There is a person behind this text – not artificial intelligence. This material was entirely prepared by the editor, using their knowledge and experience.

The driver, who posts on YouTube as HGV Meta, said the figure was what reached his bank account, not gross pay or an advertised salary. He said he wanted to show “real numbers after tax”.

The catch sits inside the same number. Some weeks went above £1,300 or £1,400, the driver said. Others came in at around £173, £193 or £275. Several brought no work at all. Shifts were cancelled. Contracts changed. The same year that produced a £54k after-tax total also produced weekly pay worth less than some single London night shifts.

That is the trade-off at the centre of agency driving: the hourly rate can beat most permanent jobs when shifts are available, and the driver can work the pattern. The risk sits with the driver when a depot is quiet, a contract dries up or a shift is pulled.

How he got to the number

Much of the early year was spent at Iceland in Enfield, which the driver described as a strong site for newer Class 1 drivers chasing hours: consistent agency shifts, overtime and competitive rates, set against difficult store deliveries and tight reversing.

He later moved through a lower-paid contract and a short permanent role before switching to Sainsbury’s agency nights for the final three months. That was the strongest stretch: the site was closer to home, fuel and fatigue dropped, and night rates pushed weekly take-home pay up.

Travel is the line that does not appear on the payslip. The Iceland site was around 25 miles each way, meaning 50 miles of commuting per shift. Fuel and time on the road, he said, eat into the headline rate when a site is far away.

What current UK rates look like

The £20-an-hour HGV job is real. So is the £173 week. Current job adverts confirm the upper end. Jobsite listings for Class 1 drivers in and around London show £20.44–£32.65 per hour at a Hatfield role and £18.15–£34.25 per hour for agency work across the capital and the South East. Tilbury fridge work is advertised at £20.70–£24.65 per hour on consolidated rates.
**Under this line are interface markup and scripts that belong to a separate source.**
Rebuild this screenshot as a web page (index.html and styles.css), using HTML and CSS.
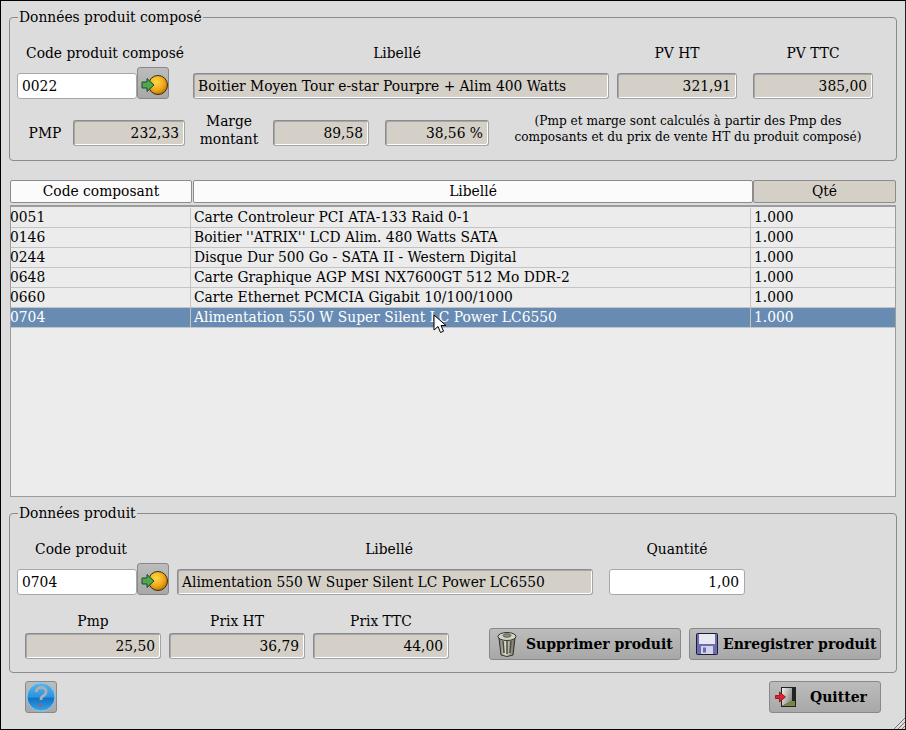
FILE: index.html
```html
<!DOCTYPE html>
<html lang="fr">
<head>
    <meta charset="UTF-8">
    <title>Produit composé</title>
    <link rel="stylesheet" href="styles.css">
</head>
<body>
<svg class="defs" width="0" height="0">
    <defs>
        <radialGradient id="coin" cx="40%" cy="35%" r="70%">
            <stop offset="0" stop-color="#ffd84a"/>
            <stop offset="0.6" stop-color="#f0a818"/>
            <stop offset="1" stop-color="#b86c08"/>
        </radialGradient>
        <linearGradient id="ball" x1="0" x2="0" y1="0" y2="1">
            <stop offset="0" stop-color="#5cb4ec"/>
            <stop offset="0.5" stop-color="#2b94dc"/>
            <stop offset="0.55" stop-color="#1272c4"/>
            <stop offset="1" stop-color="#38a4e8"/>
        </linearGradient>
        <linearGradient id="can" x1="0" x2="1" y1="0" y2="0">
            <stop offset="0" stop-color="#77776a"/>
            <stop offset="0.4" stop-color="#d8d8c8"/>
            <stop offset="1" stop-color="#6a6a5e"/>
        </linearGradient>
        <linearGradient id="doorway" x1="0" x2="1" y1="0" y2="0.6">
            <stop offset="0" stop-color="#f0f0ec"/>
            <stop offset="1" stop-color="#8c8c88"/>
        </linearGradient>
        <symbol id="go" viewBox="0 0 27 22">
            <circle cx="17" cy="12" r="9.500" fill="url(#coin)" stroke="#3c2c08" stroke-width="1"/>
            <path d="M1 9h5V5.500l7 6.500-7 6.500V15H1z" fill="#4ea850" stroke="#1c4c20" stroke-width="1"/>
        </symbol>
    </defs>
</svg>

<div class="window">
    <fieldset class="group group-top">
        <legend>Données produit composé</legend>
        <div class="row row-labels">
            <span class="lab-code">Code produit composé</span>
            <span class="lab-name">Libellé</span>
            <span class="lab-pv">PV HT</span>
            <span class="lab-pv">PV TTC</span>
        </div>
        <div class="row row-fields">
            <div class="field edit code">0022</div>
            <button class="go"><svg width="27" height="22"><use href="#go"/></svg></button>
            <div class="field name-top">Boitier Moyen Tour e-star Pourpre + Alim 400 Watts</div>
            <div class="field num pv">321,91</div>
            <div class="field num pv ttc">385,00</div>
        </div>
        <div class="row row-margin">
            <span class="lab-pmp">PMP</span>
            <div class="field num pmp">232,33</div>
            <span class="lab-marge">Marge<br>montant</span>
            <div class="field num marge">89,58</div>
            <div class="field num taux">38,56 %</div>
            <p class="note">(Pmp et marge sont calculés à partir des Pmp des<br>composants et du prix de vente HT du produit composé)</p>
        </div>
    </fieldset>

    <div class="grid">
        <div class="grid-head">
            <div class="th th-code">Code composant</div>
            <div class="th th-name">Libellé</div>
            <div class="th th-qty">Qté</div>
        </div>
        <div class="grid-body">
            <div class="tr"><span>0051</span><span>Carte Controleur PCI ATA-133 Raid 0-1</span><span>1.000</span></div>
            <div class="tr"><span>0146</span><span>Boitier ''ATRIX'' LCD Alim. 480 Watts SATA</span><span>1.000</span></div>
            <div class="tr"><span>0244</span><span>Disque Dur 500 Go - SATA II - Western Digital</span><span>1.000</span></div>
            <div class="tr"><span>0648</span><span>Carte Graphique AGP MSI NX7600GT 512 Mo DDR-2</span><span>1.000</span></div>
            <div class="tr"><span>0660</span><span>Carte Ethernet PCMCIA Gigabit 10/100/1000</span><span>1.000</span></div>
            <div class="tr selected"><span>0704</span><span>Alimentation 550 W Super Silent LC Power LC6550</span><span>1.000</span></div>
            <svg class="cursor" width="14" height="20" viewBox="0 0 14 20">
                <path d="M1 1v15l4-3.500 2.500 6 3-1.300-2.500-5.700h5z" fill="#fff" stroke="#000" stroke-width="1"/>
            </svg>
        </div>
    </div>

    <fieldset class="group group-bottom">
        <legend>Données produit</legend>
        <div class="row row-labels">
            <span class="lab-code2">Code produit</span>
            <span class="lab-name2">Libellé</span>
            <span class="lab-qty">Quantité</span>
        </div>
        <div class="row row-fields">
            <div class="field edit code">0704</div>
            <button class="go"><svg width="27" height="22"><use href="#go"/></svg></button>
            <div class="field name-bottom">Alimentation 550 W Super Silent LC Power LC6550</div>
            <div class="field edit num qty">1,00</div>
        </div>
        <div class="row row-prices">
            <div class="price"><span>Pmp</span><div class="field num">25,50</div></div>
            <div class="price"><span>Prix HT</span><div class="field num">36,79</div></div>
            <div class="price"><span>Prix TTC</span><div class="field num">44,00</div></div>
            <button class="action del">
                <svg width="22" height="28" viewBox="0 0 22 28">
                    <path d="M3 8l2 17q6 3 12 0l2-17z" fill="url(#can)" stroke="#33332c"/>
                    <path d="M7 11l1 12M11 11v13M15 11l-1 12" stroke="#4c4c42" stroke-width="1.500" fill="none"/>
                    <ellipse cx="11" cy="6.500" rx="9" ry="4" fill="#d4d4c4" stroke="#33332c"/>
                    <ellipse cx="11" cy="5.500" rx="4" ry="1.800" fill="#8c8c7c" stroke="#44443a" stroke-width="0.700"/>
                </svg>
                Supprimer produit
            </button>
            <button class="action save">
                <svg width="22" height="22" viewBox="0 0 22 22">
                    <path d="M.5 1.500q0-1 1-1h19q1 0 1 1v19q0 1-1 1h-19q-1 0-1-1z" fill="#6c6cb4" stroke="#1c1c34"/>
                    <rect x="3" y="1" width="16" height="10" fill="#e8e8f0"/>
                    <rect x="5" y="13" width="12" height="8" fill="#d4d4e8"/>
                    <rect x="7" y="14.500" width="3" height="5" fill="#6c6cb4"/>
                </svg>
                Enregistrer produit
            </button>
        </div>
    </fieldset>

    <div class="footer">
        <button class="help">
            <svg width="30" height="30" viewBox="0 0 30 30">
                <circle cx="15" cy="15" r="14" fill="url(#ball)" stroke="#8cc8ec"/>
                <path d="M10 10q1-4.500 5.500-4.500 5 .5 4.500 4.500 0 2.500-3 4-2 1-2 4" fill="none" stroke="#a4b0bc" stroke-width="2.800"/>
                <circle cx="14.500" cy="23" r="1.800" fill="#8a6a70"/>
            </svg>
        </button>
        <button class="action quit">
            <svg width="22" height="21" viewBox="0 0 22 21">
                <rect x="6" y="0" width="15" height="20" fill="#1e2420"/>
                <path d="M7 1h10v13l-10 5z" fill="url(#doorway)"/>
                <path d="M7 19l10-5h3v5z" fill="#7c8440"/>
                <path d="M.5 8.500h4V5l6 5-6 5v-3.500h-4z" fill="#e02030" stroke="#7c1018" stroke-width=".8"/>
            </svg>
            <span class="quit-label">Quitter</span>
        </button>
    </div>
    <svg class="grip" width="12" height="12" viewBox="0 0 12 12">
        <path d="M12 1L1 12M12 5l-7 7M12 9l-3 3" stroke="#777" fill="none"/>
    </svg>
</div>
</body>
</html>
```

FILE: styles.css
```css
* {
    box-sizing: border-box;
}
html, body {
    margin: 0;
    padding: 0;
}
.defs {
    display: block;
    height: 0;
}
.window {
    position: relative;
    width: 906px;
    height: 730px;
    padding: 8px 9px 0 9px;
    background: #dcdcdc;
    border: 1px solid #000;
    border-right-color: #222;
    font-family: "DejaVu Serif", serif;
    font-size: 13.83px;
    color: #000;
    overflow: hidden;
}
.group {
    margin: 0 0 0 -1px;
    width: 888px;
    padding: 0 7px;
    border: 1px solid #8c8c8c;
    border-radius: 4px;
    min-width: 0;
}
.group legend {
    padding: 0 1px;
    margin-left: 1px;
    line-height: 16px;
}
.group-top {
    height: 152px;
}
.group-bottom {
    height: 168px;
    margin-top: 8px;
}
.row {
    display: flex;
}
.row-labels {
    line-height: 18px;
    text-align: center;
}
.group-top .row-labels {
    margin-top: 19px;
}
.lab-code {
    width: 176px;
}
.lab-name {
    width: 408px;
    margin-right: 16px;
}
.lab-pv {
    width: 120px;
    margin-right: 16px;
}
.lab-code2 {
    width: 128px;
}
.lab-name2 {
    width: 416px;
    margin-left: 36px;
}
.lab-qty {
    width: 136px;
    margin-left: 12px;
}
.group-bottom .row-labels {
    margin-top: 19px;
}

.row-fields {
    margin-top: 5px;
    align-items: flex-end;
    height: 32px;
}
.field {
    height: 26px;
    line-height: 24px;
    padding: 0 4px;
    background: #d4d0c8;
    border: 1px solid #8c8c8c;
    border-right-color: #a4a4a4;
    border-bottom-color: #a4a4a4;
    border-radius: 3px;
    box-shadow: inset -1px -1px 0 #fff, inset 1px 1px 0 #a8a8a8;
    white-space: nowrap;
}
.edit {
    background: #fff;
    border: 1px solid #a8a8a8;
    box-shadow: none;
}
.num {
    text-align: right;
    padding-right: 5px;
}
.code {
    width: 120px;
}
.go {
    width: 32px;
    height: 32px;
    padding: 0;
    margin: 0;
    background: linear-gradient(#bcbcbc, #a8a8a8);
    border: 1px solid #888;
    border-radius: 3px;
}
.go svg {
    display: block;
    margin: 2px 0 0 3px;
}
.name-top {
    width: 416px;
    margin-left: 24px;
}
.pv {
    width: 120px;
    margin-left: 8px;
}
.ttc {
    margin-left: 16px;
}
.name-bottom {
    width: 416px;
    margin-left: 8px;
}
.qty {
    width: 136px;
    margin-left: 16px;
}

.row-margin {
    margin-top: 21px;
    align-items: center;
    height: 26px;
}
.lab-pmp {
    width: 56px;
    text-align: center;
}
.pmp {
    width: 112px;
}
.lab-marge {
    width: 88px;
    text-align: center;
    line-height: 18px;
    margin-bottom: 6px;
}
.marge {
    width: 96px;
}
.taux {
    width: 104px;
    margin-left: 16px;
}
.note {
    margin: 0 0 8px 0;
    width: 398px;
    text-align: center;
    font-size: 12.15px;
    line-height: 16px;
}

.grid {
    margin-top: 19px;
    width: 886px;
}
.grid-head {
    display: flex;
    height: 25px;
}
.th {
    height: 23px;
    line-height: 21px;
    text-align: center;
    background: #fbfbfb;
    border: 1px solid #8c8c8c;
    border-radius: 2px;
}
.th-code {
    width: 182px;
    margin-right: 1px;
}
.th-name {
    width: 560px;
}
.th-qty {
    width: 143px;
    background: #d4d0c8;
}
.grid-body {
    position: relative;
    height: 292px;
    padding-top: 1px;
    background: #ececec;
    border: 1px solid #9c9c9c;
    border-top: 2px solid #9c9c9c;
}
.tr {
    display: grid;
    grid-template-columns: 180px 560px 1fr;
    height: 20px;
    line-height: 19px;
    border-bottom: 1px solid #c4c4c4;
}
.tr span {
    border-right: 1px solid #c4c4c4;
    padding-left: 3px;
    white-space: nowrap;
}
.tr span:first-child {
    padding-left: 0;
    text-indent: -1px;
}
.tr span:last-child {
    border-right: 0;
}
.selected {
    background: #678bb2;
    color: #fff;
}
.cursor {
    position: absolute;
    left: 422px;
    top: 107px;
}

.row-prices {
    margin-top: 17px;
    align-items: flex-end;
}
.price {
    width: 136px;
    margin-right: 8px;
    text-align: center;
    line-height: 18px;
}
.price:first-child {
    margin-left: 8px;
}
.price .field {
    text-align: right;
    margin-top: 3px;
}
.action {
    display: flex;
    align-items: center;
    height: 32px;
    margin: 0 0 -1px 0;
    padding: 0 0 0 6px;
    background: linear-gradient(#bcbcbc, #a8a8a8);
    border: 1px solid #888;
    border-radius: 3px;
    font-family: inherit;
    font-size: 14px;
    font-weight: bold;
    color: #000;
    white-space: nowrap;
}
.del {
    width: 192px;
    margin-left: 32px;
    gap: 8px;
}
.save {
    width: 192px;
    margin-left: 8px;
    gap: 5px;
}
.footer {
    display: flex;
    justify-content: space-between;
    margin-top: 8px;
    padding: 0 15px;
}
.help {
    width: 32px;
    height: 32px;
    padding: 0;
    background: linear-gradient(#bcbcbc, #a8a8a8);
    border: 1px solid #888;
    border-radius: 3px;
}
.help svg {
    display: block;
}
.quit {
    width: 112px;
    gap: 13px;
    padding-left: 5px;
}
.grip {
    position: absolute;
    right: 0;
    bottom: 0;
}
```
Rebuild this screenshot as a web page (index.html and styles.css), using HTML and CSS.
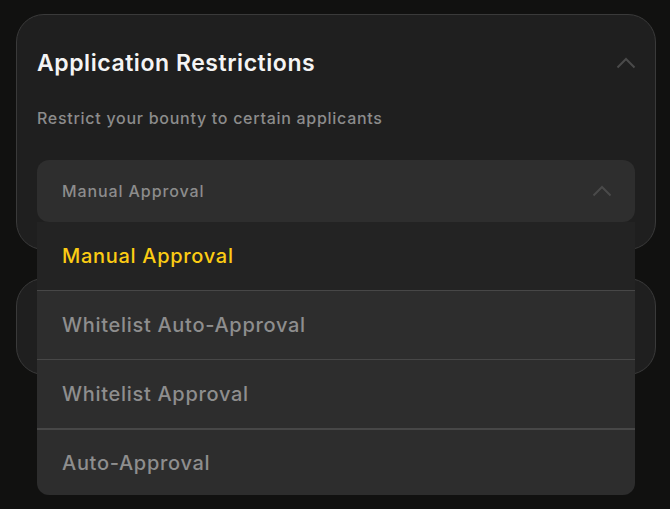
FILE: index.html
```html
<!DOCTYPE html>
<html lang="en">
<head>
<meta charset="utf-8">
<title>Application Restrictions</title>
<link rel="stylesheet" href="styles.css">
</head>
<body>
<main class="page">
  <section class="card card-main">
    <div class="card-header">
      <h2 class="card-title">Application Restrictions</h2>
      <svg class="chev" width="20" height="12" viewBox="0 0 20 12"><path d="M1.5 10.5 L10 2 L18.5 10.5" fill="none" stroke="#4a4a4a" stroke-width="2"/></svg>
    </div>
    <p class="card-sub">Restrict your bounty to certain applicants</p>
    <div class="select-wrap">
      <div class="select">
        <span class="select-value">Manual Approval</span>
        <svg class="chev" width="20" height="12" viewBox="0 0 20 12"><path d="M1.5 10.5 L10 2 L18.5 10.5" fill="none" stroke="#4a4a4a" stroke-width="2"/></svg>
      </div>
      <ul class="menu">
        <li class="menu-item active">Manual Approval</li>
        <li class="menu-item">Whitelist Auto-Approval</li>
        <li class="menu-item thick">Whitelist Approval</li>
        <li class="menu-item">Auto-Approval</li>
      </ul>
    </div>
  </section>
  <section class="card card-second"></section>
</main>
</body>
</html>
```
FILE: styles.css
```css
* { box-sizing: border-box; }
html, body { margin: 0; padding: 0; }
body {
  background: #111110;
  font-family: "Inter", "Open Sans", sans-serif;
  width: 670px;
  height: 509px;
  overflow: hidden;
}
.page {
  padding: 14px 14px 0 16px;
  display: flex;
  flex-direction: column;
  gap: 28px;
}
.card {
  background: #1f1f1f;
  border: 1px solid #3a3a3a;
  border-radius: 28px;
}
.card-main {
  padding: 34px 20px 27px 20px;
  position: relative;
  z-index: 1;
}
.card-second { height: 97px; }
.card-header {
  display: flex;
  align-items: center;
  justify-content: space-between;
  height: 28px;
}
.card-title {
  margin: 0;
  color: #f4f4f4;
  font-family: "Inter", sans-serif;
  font-size: 23px;
  font-weight: 600;
  line-height: 28px;
  letter-spacing: 0.55px;
}
.chev { display: block; width: 20px; height: 12px; margin-right: -1px; }
.card-sub {
  margin: 30px 0 0 0;
  color: #8c8c8c;
  font-size: 16px;
  line-height: 22px;
  font-weight: 500;
  letter-spacing: 0.72px;
}
.select-wrap {
  margin-top: 31px;
  position: relative;
}
.select {
  height: 62px;
  background: #2e2e2e;
  border-radius: 12px;
  display: flex;
  align-items: center;
  justify-content: space-between;
  padding: 0 24px 0 25px;
}
.select-value {
  color: #8c8c8c;
  font-size: 16px;
  font-weight: 500;
  letter-spacing: 0.9px;
}
.menu {
  position: absolute;
  top: 100%;
  left: 0;
  right: 0;
  margin: 0;
  padding: 0;
  list-style: none;
  background: #2d2d2d;
  border-radius: 0 0 12px 12px;
  overflow: hidden;
}
.menu-item {
  height: 69px;
  display: flex;
  align-items: center;
  padding-left: 25px;
  color: #8e8e8e;
  font-size: 20px;
  font-weight: 500;
  letter-spacing: 0.7px;
  border-top: 1px solid #474747;
}
.menu-item:first-child { border-top: 0; height: 68px; }
.menu-item.active { background: #232323; color: #fccc14; }
.menu-item.thick + .menu-item { border-top: 2px solid #474747; height: 67px; }
```
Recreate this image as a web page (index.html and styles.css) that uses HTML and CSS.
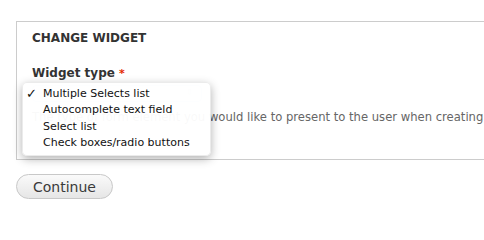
FILE: index.html
```html
<!DOCTYPE html>
<html>
<head>
<meta charset="utf-8">
<link rel="stylesheet" href="styles.css">
</head>
<body>
<div class="page">
  <fieldset class="panel">
    <h2 class="panel-title">CHANGE WIDGET</h2>
    <div class="field">
      <label class="field-label">Widget type <span class="req">*</span></label>
      <div class="select"><span class="select-arrow">⇕</span></div>
      <div class="description">The type of form element you would like to present to the user when creating this field in the Article type.</div>
    </div>
  </fieldset>
  <button class="btn">Continue</button>
  <ul class="menu">
    <li class="menu-item checked"><span class="check">✓</span>Multiple Selects list</li>
    <li class="menu-item">Autocomplete text field</li>
    <li class="menu-item">Select list</li>
    <li class="menu-item">Check boxes/radio buttons</li>
  </ul>
</div>
</body>
</html>
```
FILE: styles.css
```css
html, body {
  margin: 0;
  padding: 0;
  background: #fff;
  overflow: hidden;
}
body {
  font-family: "DejaVu Sans", Verdana, sans-serif;
  color: #333;
}
.page {
  position: relative;
  width: 484px;
  height: 220px;
  overflow: hidden;
  padding: 21px 0 0 16px;
  box-sizing: border-box;
}
.panel {
  margin: 0;
  width: 700px;
  height: 139px;
  box-sizing: border-box;
  border: 1px solid #ccc;
  padding: 8px 15px 0 15px;
  min-width: 0;
}
.panel-title {
  margin: 0;
  font-size: 12px;
  font-weight: bold;
  line-height: 16px;
  color: #333;
}
.field {
  margin-top: 19px;
}
.field-label {
  display: block;
  font-size: 12px;
  font-weight: bold;
  line-height: 16px;
  color: #333;
}
.req {
  color: #e32700;
  font-size: 11px;
}
.select {
  margin-top: 3px;
  width: 168px;
  height: 15px;
  border: 1px solid #c6d6ea;
  border-radius: 4px;
  background: #f2f6fb;
  position: relative;
}
.select-arrow {
  position: absolute;
  right: 8px;
  top: 1px;
  font-size: 9px;
  color: #d8d8d8;
}
.description {
  margin-top: 7px;
  font-size: 11.6px;
  line-height: 16px;
  color: #666;
  white-space: nowrap;
}
.btn {
  margin-top: 14px;
  width: 97px;
  height: 25px;
  border: 1px solid #c8c8c8;
  border-radius: 13px;
  background: linear-gradient(#fafafa, #e6e6e6);
  font-family: "DejaVu Sans", Verdana, sans-serif;
  font-size: 14px;
  color: #3a3a3a;
  padding: 0;
  display: block;
}
.menu {
  position: absolute;
  left: 22px;
  top: 82px;
  width: 189px;
  height: 74px;
  box-sizing: border-box;
  margin: 0;
  padding: 3px 0 0 0;
  list-style: none;
  background: rgba(255,255,255,0.96);
  border: 1px solid rgba(0,0,0,0.08);
  border-radius: 5px;
  box-shadow: 0 3px 10px rgba(0,0,0,0.3);
}
.menu-item {
  position: relative;
  padding-left: 20px;
  font-size: 11px;
  line-height: 16.3px;
  color: #111;
  white-space: nowrap;
}
.check {
  position: absolute;
  left: 3px;
  top: 0;
  font-size: 13px;
  font-weight: bold;
  color: #111;
}
```
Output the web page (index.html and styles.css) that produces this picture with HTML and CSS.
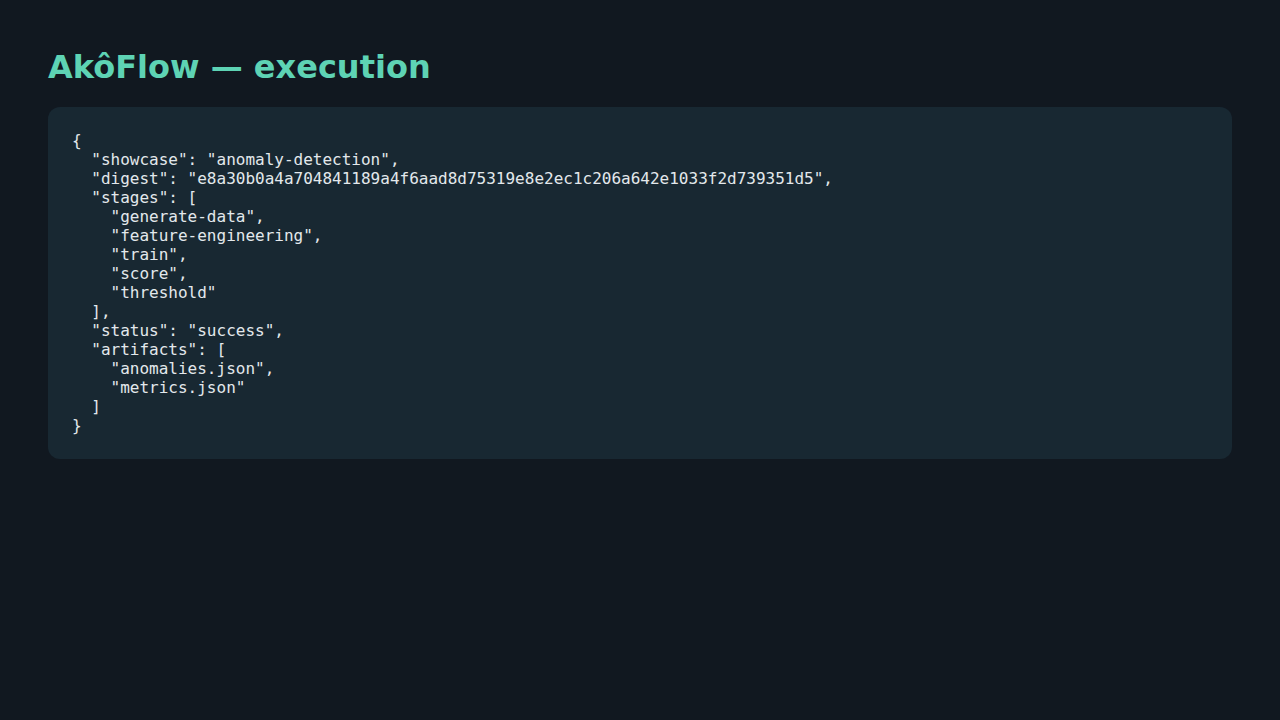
FILE: index.html
```html
<!DOCTYPE html>
<html lang="en">
<head>
<meta charset="utf-8">
<title>AkôFlow — execution</title>
<link rel="stylesheet" href="styles.css">
</head>
<body>
<main class="page">
<h1 class="title">AkôFlow — execution</h1>
<pre class="code">{
  "showcase": "anomaly-detection",
  "digest": "e8a30b0a4a704841189a4f6aad8d75319e8e2ec1c206a642e1033f2d739351d5",
  "stages": [
    "generate-data",
    "feature-engineering",
    "train",
    "score",
    "threshold"
  ],
  "status": "success",
  "artifacts": [
    "anomalies.json",
    "metrics.json"
  ]
}</pre>
</main>
</body>
</html>
```
FILE: styles.css
```css
html, body {
  margin: 0;
  background: #111820;
}
.page {
  padding: 48px;
}
.title {
  margin: 0 0 21px;
  font-family: "DejaVu Sans", sans-serif;
  font-weight: bold;
  font-size: 32px;
  color: #5ed3b4;
}
.code {
  margin: 0;
  padding: 24px;
  background: #182832;
  border-radius: 12px;
  font-family: "DejaVu Sans Mono", monospace;
  font-size: 16px;
  line-height: 19px;
  color: #e3e8ec;
}
```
The pattern across adverts is the same: the strongest money comes from nights, weekends, overtime and specialist work.

A Reed advert for a Class 1 tanker driver in Bridgwater listed £16.63–£28.51 per hour, depending on shift pattern.

Why high pay still does not solve retention

The RHA’s 2026 Pay Report says long hours and stress still put people off the job. The same report notes that ASHE data showed median pay for full-time HGV/LGV drivers rose just 0.7% in the November 2025 release, against 5.8% the year before.

The association has also said the shortage has not gone away. Its refreshed analysis found around 110,000 HGV drivers did not renew their Driver Qualification Cards in December 2024.

The driver’s own version of the year was simpler. Six shifts in a good week. One or two in a bad one. Sometimes none. Thirty-eight days off. Zero nights in the cab. £54,267 in the bank.